Schiff and Schumer press White House over records-law opinion and memo
Senate Democrats led by Adam Schiff and Chuck Schumer are demanding that the White House confirm it will continue to follow the Presidential Records Act after the Justice Department’s Office of Legal Counsel said on April 1, 2026, that the law is unconstitutional, in the administration’s view. The next day, White House Counsel David Warrington issued guidance tied to that opinion.
In a letter dated April 30, Schiff, Schumer and 11 other Senate Democrats told Warrington that the White House should make clear by May 8 that it will keep complying with the PRA. The lawmakers say the statute requires preservation of official presidential records and cannot be set aside by an OLC opinion.
Their letter frames the issue as a custody fight with consequences for public access and oversight.
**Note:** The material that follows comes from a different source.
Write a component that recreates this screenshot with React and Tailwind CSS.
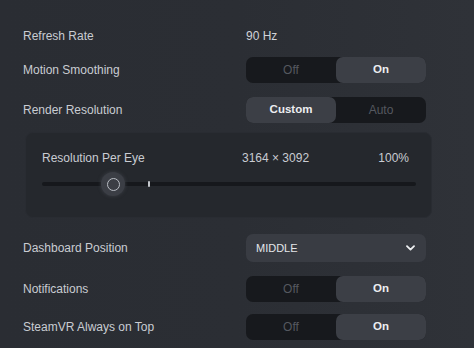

The senators say the administration’s position could weaken recordkeeping protections that Congress put in place after Watergate, even if the White House describes the guidance as an internal implementation step.
The letter also points to Trump’s past records disputes as reason for concern, including his handling of government documents after leaving office. That history is not the legal question before the administration now, but it helps explain why Democrats are treating the opinion and memo as an immediate oversight problem rather than an abstract constitutional argument.
The White House has not publicly said whether it will keep treating the PRA as binding despite the legal opinion. The senators’ deadline puts the issue on a short clock: answer by May 8, or keep fueling a fight over who controls the paper trail of a presidency.